By this reckoning and the administration’s rightful emphasis on a new theory of conventional deterrence, care must be taken to ensure that the modernization of strategic nuclear forces does not unduly crowd out resources more wisely applied to conventional capabilities.
Historically speaking, one of the nation’s most useful tools for exerting its influence around the world has been its fleet. The fleet reminds allies that we are engaged, warns potential aggressors that we have interests we will protect, and provides the capability to support diplomacy and development along the coastlines, where the vast majority of the world’s population lives. Yet, these attributes are virtually ignored by the strategy document to its detriment.
While aiming to offer a sober assessment of the 2017 National Security Strategy on American seapower, I share the reservations Dan Drezner expressed Tuesday in a Washington Post article, in which he lays bare the many contradictions between the content of the strategy and the words and publicly expressed views of the president who signed it.11 Nowhere was this disconnect more obvious to me than in the president’s one-and-a-half-page introductory letter. In it, North Korea, Iran, and ISIL are called out by name, but Russia and China are only referred to vaguely as “…undermining American interests around the globe.” This is in stark contrast to the substance of the strategy, in which both nations are named and shamed for their depredations upon U.S. interests, the international system, and their neighbors.

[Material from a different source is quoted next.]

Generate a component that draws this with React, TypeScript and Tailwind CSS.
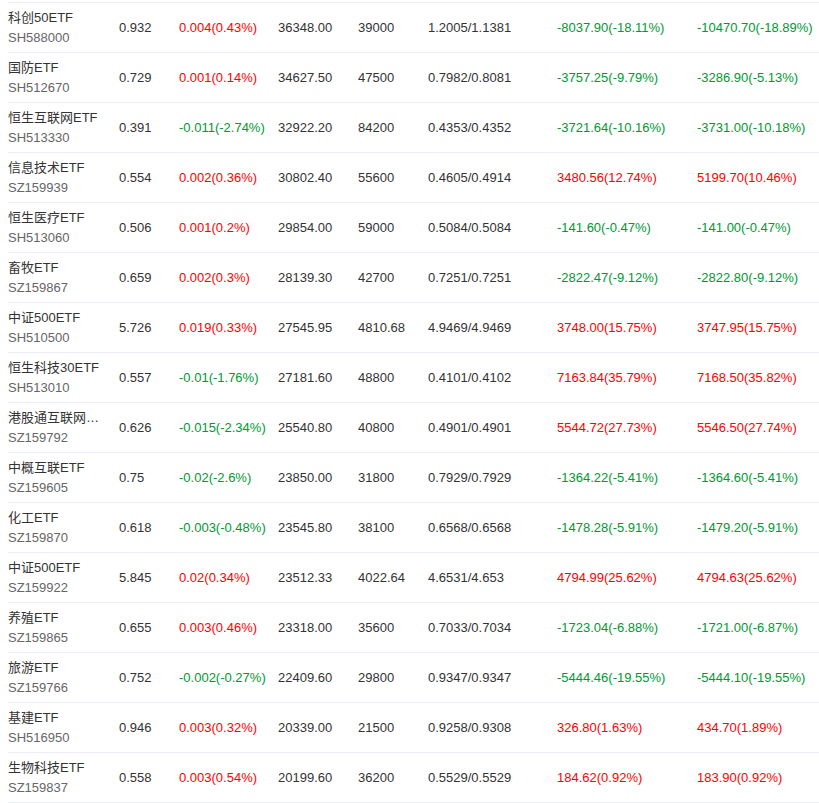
type Row = {
  name: string;
  code: string;
  price: string;
  change: string;
  amount: string;
  shares: string;
  nav: string;
  floating: string;
  total: string;
};

const rows: Row[] = [
  { name: "科创50ETF", code: "SH588000", price: "0.932", change: "0.004(0.43%)", amount: "36348.00", shares: "39000", nav: "1.2005/1.1381", floating: "-8037.90(-18.11%)", total: "-10470.70(-18.89%)" },
  { name: "国防ETF", code: "SH512670", price: "0.729", change: "0.001(0.14%)", amount: "34627.50", shares: "47500", nav: "0.7982/0.8081", floating: "-3757.25(-9.79%)", total: "-3286.90(-5.13%)" },
  { name: "恒生互联网ETF", code: "SH513330", price: "0.391", change: "-0.011(-2.74%)", amount: "32922.20", shares: "84200", nav: "0.4353/0.4352", floating: "-3721.64(-10.16%)", total: "-3731.00(-10.18%)" },
  { name: "信息技术ETF", code: "SZ159939", price: "0.554", change: "0.002(0.36%)", amount: "30802.40", shares: "55600", nav: "0.4605/0.4914", floating: "3480.56(12.74%)", total: "5199.70(10.46%)" },
  { name: "恒生医疗ETF", code: "SH513060", price: "0.506", change: "0.001(0.2%)", amount: "29854.00", shares: "59000", nav: "0.5084/0.5084", floating: "-141.60(-0.47%)", total: "-141.00(-0.47%)" },
  { name: "畜牧ETF", code: "SZ159867", price: "0.659", change: "0.002(0.3%)", amount: "28139.30", shares: "42700", nav: "0.7251/0.7251", floating: "-2822.47(-9.12%)", total: "-2822.80(-9.12%)" },
  { name: "中证500ETF", code: "SH510500", price: "5.726", change: "0.019(0.33%)", amount: "27545.95", shares: "4810.68", nav: "4.9469/4.9469", floating: "3748.00(15.75%)", total: "3747.95(15.75%)" },
  { name: "恒生科技30ETF", code: "SH513010", price: "0.557", change: "-0.01(-1.76%)", amount: "27181.60", shares: "48800", nav: "0.4101/0.4102", floating: "7163.84(35.79%)", total: "7168.50(35.82%)" },
  { name: "港股通互联网ETF", code: "SZ159792", price: "0.626", change: "-0.015(-2.34%)", amount: "25540.80", shares: "40800", nav: "0.4901/0.4901", floating: "5544.72(27.73%)", total: "5546.50(27.74%)" },
  { name: "中概互联ETF", code: "SZ159605", price: "0.75", change: "-0.02(-2.6%)", amount: "23850.00", shares: "31800", nav: "0.7929/0.7929", floating: "-1364.22(-5.41%)", total: "-1364.60(-5.41%)" },
  { name: "化工ETF", code: "SZ159870", price: "0.618", change: "-0.003(-0.48%)", amount: "23545.80", shares: "38100", nav: "0.6568/0.6568", floating: "-1478.28(-5.91%)", total: "-1479.20(-5.91%)" },
  { name: "中证500ETF", code: "SZ159922", price: "5.845", change: "0.02(0.34%)", amount: "23512.33", shares: "4022.64", nav: "4.6531/4.653", floating: "4794.99(25.62%)", total: "4794.63(25.62%)" },
  { name: "养殖ETF", code: "SZ159865", price: "0.655", change: "0.003(0.46%)", amount: "23318.00", shares: "35600", nav: "0.7033/0.7034", floating: "-1723.04(-6.88%)", total: "-1721.00(-6.87%)" },
  { name: "旅游ETF", code: "SZ159766", price: "0.752", change: "-0.002(-0.27%)", amount: "22409.60", shares: "29800", nav: "0.9347/0.9347", floating: "-5444.46(-19.55%)", total: "-5444.10(-19.55%)" },
  { name: "基建ETF", code: "SH516950", price: "0.946", change: "0.003(0.32%)", amount: "20339.00", shares: "21500", nav: "0.9258/0.9308", floating: "326.80(1.63%)", total: "434.70(1.89%)" },
  { name: "生物科技ETF", code: "SZ159837", price: "0.558", change: "0.003(0.54%)", amount: "20199.60", shares: "36200", nav: "0.5529/0.5529", floating: "184.62(0.92%)", total: "183.90(0.92%)" },
];

function tone(v: string) {
  return v.startsWith("-") ? "text-[#009933]" : "text-[#ff0000]";
}

export default function App() {
  return (
    <div
      className="bg-white w-[819px] h-[803px] overflow-hidden pt-[2px] pl-2 text-[13px] text-[#333]"
      style={{ fontFamily: '"Liberation Sans", Arial, "Noto Sans CJK SC", sans-serif' }}
    >
      <div className="border-t border-[#ebeef5]">
        {rows.map((r, i) => (
          <div
            key={i}
            className="grid grid-cols-[111px_60px_99px_80px_70px_129px_140px_1fr] h-[50px] border-b border-[#ebeef5] items-center whitespace-nowrap"
          >
            <div className="flex flex-col leading-5 pt-[1px]">
              <span className="w-[95px] truncate">{r.name}</span>
              <span className="text-[#666]">{r.code}</span>
            </div>
            <div>{r.price}</div>
            <div className={tone(r.change)}>{r.change}</div>
            <div>{r.amount}</div>
            <div>{r.shares}</div>
            <div>{r.nav}</div>
            <div className={tone(r.floating)}>{r.floating}</div>
            <div className={tone(r.total)}>{r.total}</div>
          </div>
        ))}
      </div>
    </div>
  );
}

If the people of this nation are to be convinced to rebuild the nation’s military strength, they are going to have to be persuaded by the leadership of the president. Few Americans will actually read the president’s strategy, but most are open to his influence. As long as he continues to soft-peddle the threat posed by the revisionist regimes in Moscow and Beijing, and so long as he continues to warmly embrace their authoritarian leaders, the massive contradiction between him and his National Security Strategy will remain, and the military buildup will not be achieved.
The National Security Strategy tells a realistic story. It would be nice if the president agreed with it.